Trying to explain just how exhausting socialising is for an Aspie isn’t easy, getting loved ones to understand that while you can do it for a short period of time, but the exhaustion is real, and so is the need to take time out to recover is important. But how do you describe how difficult something is for you when it should be so easy?
It’s being physically ill with worry when you’re feeling nervous about going somewhere you’ll have to socialise.
It’s understanding that there are more to language than just the literal word being spoken, but being unable to follow the other aspects; the body language, the facial expression, the tone; and it’s the inability to process the spoken word fast enough to understand the meaning.
It’s like sitting in a room where everyone speaks a different language, and while you may have learned their language, switching from one to another is overwhelming.
It’s the choice of either standing there looking awkward, or acting out a body language like a complicated choreographed dance act that’s never come naturally to you.
It’s knowing you should give eye contact, but once you do, you’re so overwhelmed you can no longer hear what’s being said.
It’s wanting to scream when your speech is interrupted, because you’re putting so much effort into reeling off a monologue, and you fear that once you’re stopped, you won’t be able to restart without starting from the beginning.
It’s a group conversation where as soon as more than one person is talking, you can’t hear either, all you can feel is panic.
It’s trying to appear normal in a situation that feels so alien, so awkward, worrying that people will think you’re weird, inappropriate, or even rude.
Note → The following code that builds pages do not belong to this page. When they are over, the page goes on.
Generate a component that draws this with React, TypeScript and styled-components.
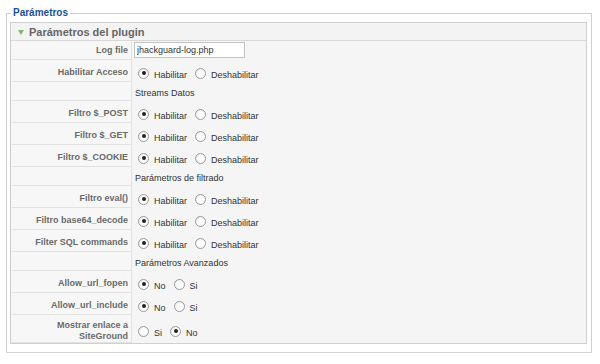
import React from "react";
import styled, { createGlobalStyle } from "styled-components";

type Choice = { label: string; checked?: boolean };

type Param =
  | { kind: "text"; label: string; value: string }
  | { kind: "radio"; label: string; choices: Choice[] }
  | { kind: "section"; title: string };

const on = (a: string, b: string): Choice[] => [{ label: a, checked: true }, { label: b }];
const off = (a: string, b: string): Choice[] => [{ label: a }, { label: b, checked: true }];

const params: Param[] = [
  { kind: "text", label: "Log file", value: "jhackguard-log.php" },
  { kind: "radio", label: "Habilitar Acceso", choices: on("Habilitar", "Deshabilitar") },
  { kind: "section", title: "Streams Datos" },
  { kind: "radio", label: "Filtro $_POST", choices: on("Habilitar", "Deshabilitar") },
  { kind: "radio", label: "Filtro $_GET", choices: on("Habilitar", "Deshabilitar") },
  { kind: "radio", label: "Filtro $_COOKIE", choices: on("Habilitar", "Deshabilitar") },
  { kind: "section", title: "Parámetros de filtrado" },
  { kind: "radio", label: "Filtro eval()", choices: on("Habilitar", "Deshabilitar") },
  { kind: "radio", label: "Filtro base64_decode", choices: on("Habilitar", "Deshabilitar") },
  { kind: "radio", label: "Filter SQL commands", choices: on("Habilitar", "Deshabilitar") },
  { kind: "section", title: "Parámetros Avanzados" },
  { kind: "radio", label: "Allow_url_fopen", choices: on("No", "Si") },
  { kind: "radio", label: "Allow_url_include", choices: on("No", "Si") },
  { kind: "radio", label: "Mostrar enlace a\nSiteGround", choices: off("Si", "No") },
];

const GlobalStyle = createGlobalStyle`
  body {
    margin: 0;
    background: #fff;
    font-family: "Liberation Sans", Arial, sans-serif;
  }
`;

const Fieldset = styled.fieldset`
  margin: 6px 8px 0 6px;
  padding: 2px 4px 8px 3px;
  border: 1px solid #d2d2d2;
`;

const Legend = styled.legend`
  padding: 0 2px;
  margin-left: 1px;
  font-size: 10px;
  line-height: 14px;
  font-weight: bold;
  color: #1d4f96;
`;

const Panel = styled.div`
  border: 1px solid #d0d0d0;
  background: #f5f5f5;
`;

const PanelHeader = styled.div`
  display: flex;
  align-items: center;
  gap: 5px;
  height: 17px;
  padding-left: 7px;
  border-bottom: 1px solid #d8d8d8;
  background: #f3f3f3;
  font-size: 11px;
  font-weight: bold;
  letter-spacing: 0;
  color: #666;
`;

const Toggle = styled.span`
  width: 0;
  height: 0;
  border-left: 3.5px solid transparent;
  border-right: 3.5px solid transparent;
  border-top: 5px solid #86b567;
  margin-top: 1px;
`;

const Row = styled.div<{ $h: number }>`
  display: grid;
  grid-template-columns: 120px 1fr;
  height: ${(p) => p.$h}px;
  padding-left: 1px;
`;

const Key = styled.div<{ $shift: number }>`
  display: flex;
  align-items: center;
  justify-content: flex-end;
  padding: ${(p) => p.$shift}px 3px 0 0;
  border-right: 1px solid #e2e2e2;
  border-bottom: 1px solid #e2e2e2;
  background: #f7f7f7;
  font-size: 9px;
  line-height: 11px;
  font-weight: bold;
  color: #6a6a6a;
  text-align: right;
  white-space: pre-line;
`;

const Value = styled.div<{ $shift: number }>`
  display: flex;
  align-items: center;
  padding: ${(p) => p.$shift}px 0 0 1px;
  font-size: 9px;
  color: #333;
`;

const SectionTitle = styled.span`
  padding-left: 2px;
`;

const TextInput = styled.input`
  box-sizing: border-box;
  width: 111px;
  height: 16px;
  margin: 0 0 1px 1px;
  padding: 0 2px;
  border: 1px solid #c4c4c4;
  background: #fff;
  font-family: "Liberation Sans", Arial, sans-serif;
  font-size: 9px;
  color: #333;
`;

const Option = styled.label`
  display: inline-flex;
  align-items: center;
  margin-left: 5px;
  margin-right: 3px;
`;

const Dot = styled.span<{ $checked?: boolean }>`
  position: relative;
  box-sizing: border-box;
  width: 11px;
  height: 11px;
  border-radius: 50%;
  border: 1px solid #9a9a9a;
  background: radial-gradient(circle at 60% 60%, #fff 40%, #e4e4e4 100%);

  &::after {
    content: "";
    display: ${(p) => (p.$checked ? "block" : "none")};
    position: absolute;
    left: 2.5px;
    top: 2.5px;
    width: 4px;
    height: 4px;
    border-radius: 50%;
    background: #222;
  }
`;

const OptionText = styled.span`
  margin-left: 5px;
  padding-top: 4px;
`;

const rowHeight = (p: Param) => {
  if (p.kind === "text") return 19;
  if (p.kind === "section") return 19;
  return p.label.includes("\n") ? 28 : 22;
};

const shift = (p: Param) => {
  if (p.kind === "text") return 0;
  if (p.kind === "section") return 2;
  return 4;
};

const ParamRow = ({ param }: { param: Param }) => {
  return (
    <Row $h={rowHeight(param)}>
      <Key $shift={shift(param)}>{param.kind === "section" ? "" : param.label}</Key>
      <Value $shift={shift(param)}>
        {param.kind === "text" && <TextInput defaultValue={param.value} />}
        {param.kind === "section" && <SectionTitle>{param.title}</SectionTitle>}
        {param.kind === "radio" &&
          param.choices.map((c) => (
            <Option key={c.label}>
              <Dot $checked={c.checked} />
              <OptionText>{c.label}</OptionText>
            </Option>
          ))}
      </Value>
    </Row>
  );
};

export default function App() {
  return (
    <>
      <GlobalStyle />
      <Fieldset>
        <Legend>Parámetros</Legend>
        <Panel>
          <PanelHeader>
            <Toggle />
            Parámetros del plugin
          </PanelHeader>
          {params.map((p, i) => (
            <ParamRow key={i} param={p} />
          ))}
        </Panel>
      </Fieldset>
    </>
  );
}
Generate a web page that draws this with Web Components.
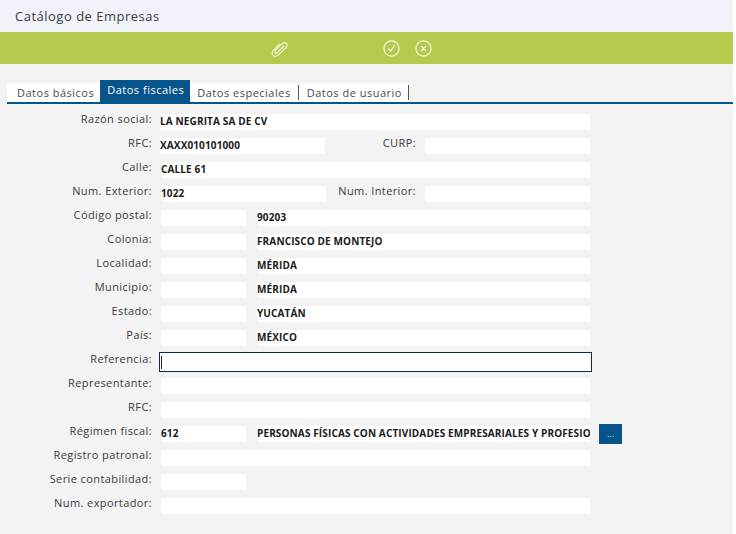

It’s trying so hard to fit in and then being told that you’re either cold and don’t give much away, or told that you overshare.
It’s realising you sound very dull, monotone and disinterested in the subject, then going overboard in adding drama to your speech.
It’s nervously laughing because you’re unsure how you’re supposed to act, unsure whether someone is insulting you or just making a joke.
It’s needing the joke explained to you.
It’s appearing naive and childlike, very obvious emotional immaturity, so you’re not taken seriously when you know that you’re probably the most intelligent person in the room.
It’s the embarrassment when you start talking about something you’re passionate about and you get over excited, loud, and trip over your words.
It’s the fear of failure while knowing you’re hopeless at the task of socialising, resulting in the constant questioning of what you’ve said or done wrong, because no matter how you perfect your act, it all seems to come out wrong.
It’s the feeling of being attacked when you don’t get the response you expected.
It’s the frustration felt by your loved one because you still don’t understand what they’re trying to say.
Then, it’s needing to hide away in silence, sleeping for hours, because you’re too overwhelmed and socially exhausted, and you know that if you don’t, you’ll either shutdown or meltdown.